Sure, Ken Reid didn’t start out with that in mind when he began mining the pages of for former hockey players who’d played just one NHL game for his new book, One Night Only. He wanted to tell the story of those who’d dreamed big and come up with just one flash of brilliance to show for it.

Instead, he got way more. Like this story about Bob Ring.

“All I knew about Bob Ring was that he played one game with the Boston Bruins, played junior in Niagara Falls, and went to Acadia University,” Reid told us recently while just outside the studio where he does Hockey Central on Sportsnet. “After my one, open-ended question, I found out he went to Acadia so he didn’t have to go to Vietnam. So hockey basically saved him from the draft and the war. After that, my mind was open to all the places this thing could go.
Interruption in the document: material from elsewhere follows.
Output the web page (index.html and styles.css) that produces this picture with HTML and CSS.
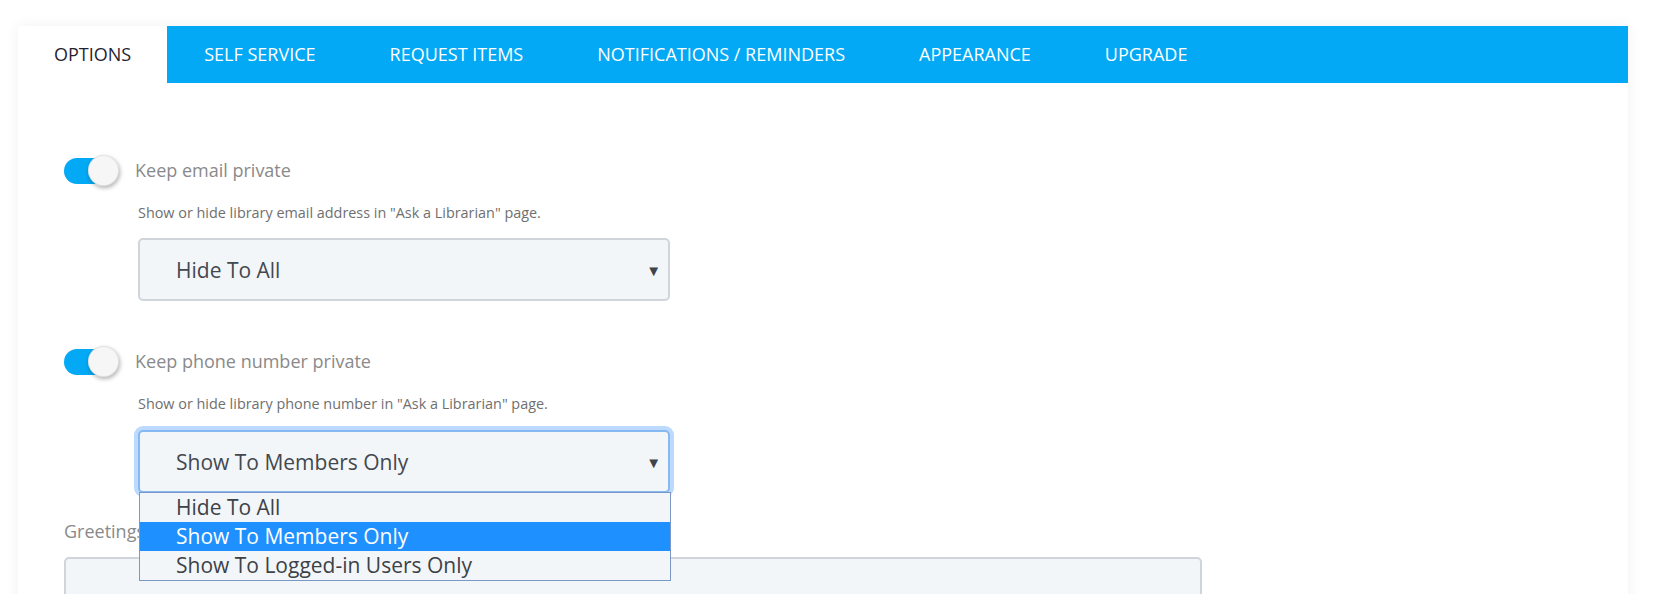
FILE: index.html
```html
<!DOCTYPE html>
<html>
<head>
<meta charset="utf-8">
<link rel="stylesheet" href="styles.css">
</head>
<body>
<div class="page">
  <div class="card">
    <div class="tabs">
      <div class="tab active">OPTIONS</div>
      <div class="tab">SELF SERVICE</div>
      <div class="tab">REQUEST ITEMS</div>
      <div class="tab">NOTIFICATIONS / REMINDERS</div>
      <div class="tab">APPEARANCE</div>
      <div class="tab">UPGRADE</div>
    </div>
    <div class="content">
      <div class="toggle-row">
        <div class="toggle"><span class="track"></span><span class="knob"></span></div>
        <div class="label">Keep email private</div>
      </div>
      <div class="desc">Show or hide library email address in "Ask a Librarian" page.</div>
      <div class="select">
        <span class="value">Hide To All</span>
        <span class="arrow">▼</span>
      </div>

      <div class="toggle-row second">
        <div class="toggle"><span class="track"></span><span class="knob"></span></div>
        <div class="label">Keep phone number private</div>
      </div>
      <div class="desc">Show or hide library phone number in "Ask a Librarian" page.</div>
      <div class="select focused">
        <span class="value">Show To Members Only</span>
        <span class="arrow">▼</span>
        <div class="dropdown">
          <div class="option">Hide To All</div>
          <div class="option selected">Show To Members Only</div>
          <div class="option">Show To Logged-in Users Only</div>
        </div>
      </div>

      <div class="field-label">Greetings</div>
      <div class="textarea"></div>
    </div>
  </div>
</div>
</body>
</html>
```

FILE: styles.css
```css
* { box-sizing: border-box; }
html, body { margin: 0; padding: 0; background: #ffffff; }
body { font-family: "Open Sans", "Liberation Sans", sans-serif; overflow: hidden; height: 594px; }

.page { padding: 26px 36px 0 18px; }

.card {
  width: 1610px;
  min-height: 620px;
  background: #ffffff;
  box-shadow: 0 0 14px rgba(0, 0, 0, 0.06);
}

.tabs {
  display: flex;
  height: 57px;
  background: #03a9f4;
}
.tab {
  padding: 0 37px;
  line-height: 57px;
  font-size: 18px;
  color: #ffffff;
  white-space: nowrap;
}
.tab.active {
  background: #ffffff;
  color: #1f2430;
  padding: 0 36px;
}

.content {
  padding: 71px 46px 0 46px;
}

.toggle-row {
  display: flex;
  align-items: center;
  gap: 17px;
  height: 32px;
}
.toggle-row.second { margin-top: 44px; }

.toggle {
  position: relative;
  width: 54px;
  height: 32px;
  flex: none;
}
.track {
  position: absolute;
  left: 0;
  top: 4px;
  width: 48px;
  height: 26px;
  border-radius: 13px;
  background: #03a9f4;
}
.knob {
  position: absolute;
  left: 24px;
  top: 1px;
  width: 31px;
  height: 31px;
  border-radius: 50%;
  background: #f6f6f6;
  box-shadow: 1px 2px 4px rgba(0, 0, 0, 0.3), inset 0 0 0 1px rgba(0,0,0,0.08);
}

.label {
  font-size: 18px;
  color: #8a8a8a;
}

.desc {
  margin: 18px 0 0 74px;
  font-size: 14.4px;
  line-height: 18px;
  color: #6f6f6f;
}

.select {
  position: relative;
  margin: 16px 0 0 74px;
  width: 532px;
  height: 63px;
  border: 2px solid #cfd5db;
  border-radius: 5px;
  background: #f3f6f9;
  display: flex;
  align-items: center;
  justify-content: space-between;
  padding: 0 7px 0 36px;
}
.select.focused {
  margin-top: 17px;
  border-color: #86b8f2;
  box-shadow: 0 0 0 4px #bcdafd;
}
.value {
  font-size: 21px;
  color: #43484e;
}
.arrow {
  font-size: 15px;
  color: #3f4449;
}

.dropdown {
  position: absolute;
  left: -1px;
  top: 60px;
  width: 532px;
  background: #f3f6f9;
  border: 1px solid #7b97c8;
  z-index: 5;
}
.option {
  height: 29px;
  line-height: 29px;
  padding-left: 36px;
  font-size: 21px;
  color: #3d4247;
}
.option.selected {
  background: #1e90ff;
  color: #ffffff;
}

.field-label {
  margin-top: 27px;
  font-size: 18px;
  line-height: 22px;
  color: #8a8a8a;
}
.textarea {
  margin-top: 15px;
  width: 1138px;
  height: 120px;
  border: 2px solid #cfd5db;
  border-radius: 5px;
  background: #f3f6f9;
}
```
I thought I was calling him up for a hockey story and I ended up getting his life story.

“For a lot these guys, their one night only was just part of their hockey journey, and part of their life journey. They’re not necessarily defined by that one game.”

It’s true. As you read through the numerous and varied stories — including one from Don Cherry — you see the different realities that these players, mostly from decades past, faced that made playing one game in the NHL either heartbreaking, thrilling, or hardly memorable.

“With this book, I had a preconceived notion that a lot of these guys would be bitter,” said Reid. “Most, if not all, weren’t bitter. I had to change my approach.

“Some guys could give you intimate details of the game and some guys had trouble even remembering who they played against. For some, it didn’t register at the time that that night would be their only game. But then someone like Don Cherry, when he tells his story, can take you right back to the Montreal Forum in the mid ’50s.”

In reading the book, it sounds like some of these guys were like Geena Davis’s character in A League of Their Own — supremely talented but perhaps indifferent about their future in the game. The NHL was just one career option at a time when young men didn’t devote all their time, energy and sweat to being a hockey player.

Some players Ken called hung up on him thinking he wasn’t serious.

“A guy in the book, Minnie” Menard, was offered a chance to come back to the NHL, but he was making way more money playing senior hockey in Belleville,” said Reid. “Why would he take almost a 50 per cent pay cut to play in the NHL? Maybe the mystique of the NHL wasn’t there then but would you take a massive pay cut to play in another league? Bob Whitlock was offered a contract but he wanted to go back to junior to help his buddies during their playoff run.

“Maybe with all the books about hockey and all that’s written about the NHL, it’s a much more magical place now, at least in our eyes, than it was then. We look at the time of the Original Six as being very romantic, but unless you were a part of it, you don’t really know what it was like.”

The book became personal for Ken when he learned that one of the players on that list was Trevor Fahey, a native of Reid’s hometown of Pictou, Nova Scotia and his former instructor at a local hockey camp.

“There was always this mystique around who ran the school at Hector Arena in Pictou, and we knew it was Trevor Fahey who we’d heard had played one game in the NHL for the New York Rangers,” Reid explained. “When I started this book, Trevor was one of the first guys I reached out to because there was a connection there for me. I must have called him for three months before he finally said, ‘I had to call you back, I heard you’re from Pictou.’ It was a big deal for me to have in my book.”

It turns out Fahey was one of the first Canadians to visit Russia in the 1970s after the famed 1972 Summit Series to study the game from the Russian’s perspective. Many of the drills Reid remembers from Hector Arena resembled Russian tactics.

“He must be in heaven watching hockey today because it’s all skill,” Reid said. Fahey will turn 73 in January.

How appropriate, then, that Reid went from taking instruction from Fahey in Nova Scotia to picking up the conversation with him years later and learning something new.

“I’ve learned a lot of lessons doing this,” said Reid. “It’s easy to be bitter. These guys had their dream job for just a moment but they realized that they reached the pinnacle of their profession. I think they should be respected for that. You really should take the time to smell the roses if you get to somewhere where you’re proud of what you’ve accomplished. If you’re at your dream job and you’re having a bad day, is it really that bad?”

Reid said he gets to live his dream — second only to playing in the NHL — by being part of a sports broadcast every day. He did get a “one night only” experience of his own during the 2004-05 lockout when he was put through the paces of an Ottawa Senators training camp under Bryan Murray.

“The best compliment I can get is someone saying, ‘[My] mother doesn’t watch sports but she likes you guys because you make it entertaining,'” he said.

“If I can open up sports to somebody else — cool!”

While Ken’s book is up against other hockey titles for the holiday season with names on their covers such as Wayne Gretzky, Wendel Clark, Don Cherry, and Bob Cole, his might be for a broader audience, one that can enjoy these stories without being a hardcore hockey fan.

“People probably won’t run into a book store on Christmas eve and grab my book off the shelf because they know their cousin Ned will like it but, ironically, this is a book for anyone.

“But please grab this for cousin Ned if you like.”